What else should listeners expect from your EP? How did the release come together?
I’m really excited for this EP to come out. It’s easily the most real and authentic I’ve ever been. Over It explores the process of falling for someone and then getting over someone, and all of the feelings you go through during that time. It came together over the course of several months.
I was traveling to Oklahoma and Nashville to collaborate with songwriters and producers who helped me share my story through these songs. It was a long process, but we took out time making sure everything was perfect. Listeners can expect to feel the very raw emotions that I felt throughout this relationship, and I know it’s something that people will be able to relate to. I want this project to be a reminder that we all go through the same difficulties and low points when trying to get through and get out of a difficult relationship. You’re never alone and all the thoughts and feelings you have are totally valid.

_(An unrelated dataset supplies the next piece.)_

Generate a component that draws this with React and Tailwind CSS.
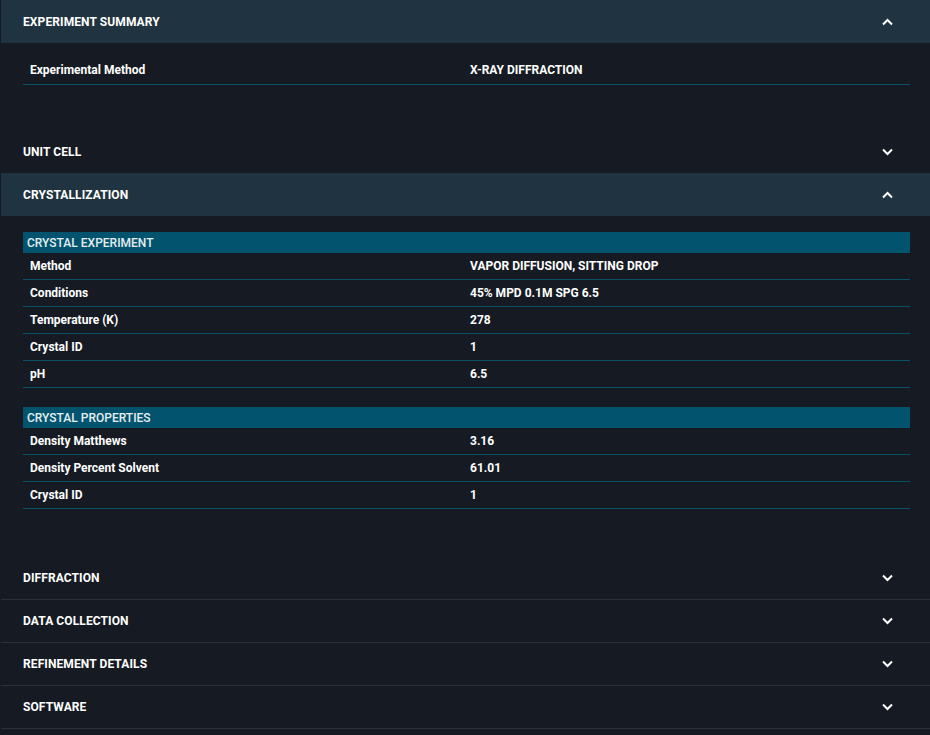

Tell us about your musical background – how did you start singing and how did you start writing songs?
I have been singing since I could talk, but I started taking voice lessons when I was 8, and I started performing when I was 11. I used to carry a giant speaker with a microphone attached around my house and put on full concerts in my living room. I wrote my first song when I was 12, but I didn’t really have much I wanted to say back then, haha. I also started singing in my hometown church when I was 15 and learned a lot of valuable things about performing and working with a team.
After moving to Los Angeles and meeting so many new people within my industry, like writers and producers, I’ve grown so much as a musician and songwriter. Everything I started doing at such a young age has really prepared me for where I am now and shaped me to be the artist I want to be.
As an artist, who are your influences?
I am heavily inspired by artists like Lana Del Rey, Kacey Musgraves, and The Neighbourhood.
What’s your approach to writing a song?
I am always writing down song concepts in my phone, as well as little voice memo recordings, but I typically co-write my songs with friends and songwriters. I have all of these ideas constantly flowing, and I’m great at putting them into bits and pieces, but I love working with talented people who can really help bring these ideas to life and help me create the visions I have in my head into fully fleshed out songs.
So far, you have over 7 million streams from your singles. How does that feel?
I am proud of my accomplishments, but I still have so much I want to achieve and do. It definitely feels amazing to have people that are listening and loving the music I’ve worked so hard on. Sharing music is vulnerable but having people connect to what I’m singing means everything to me.
What future aspirations do you have as an artist?
It has always been a big dream of mine to go on tour. I want to do more than just sing though – I want to connect with people around the world and curate a full experience within my set. I’d love to do something fun with hair, makeup, outfits, and the music. Curating a vibe and an experience for people to enjoy is just as important to me as the music. I always find video, photoshoots, and getting to be visually creative really fulfilling. I would also love to work and collaborate with other artists that I’ve been inspired by – I think that’s my next goal and will be happening sooner rather than later, which is super exciting.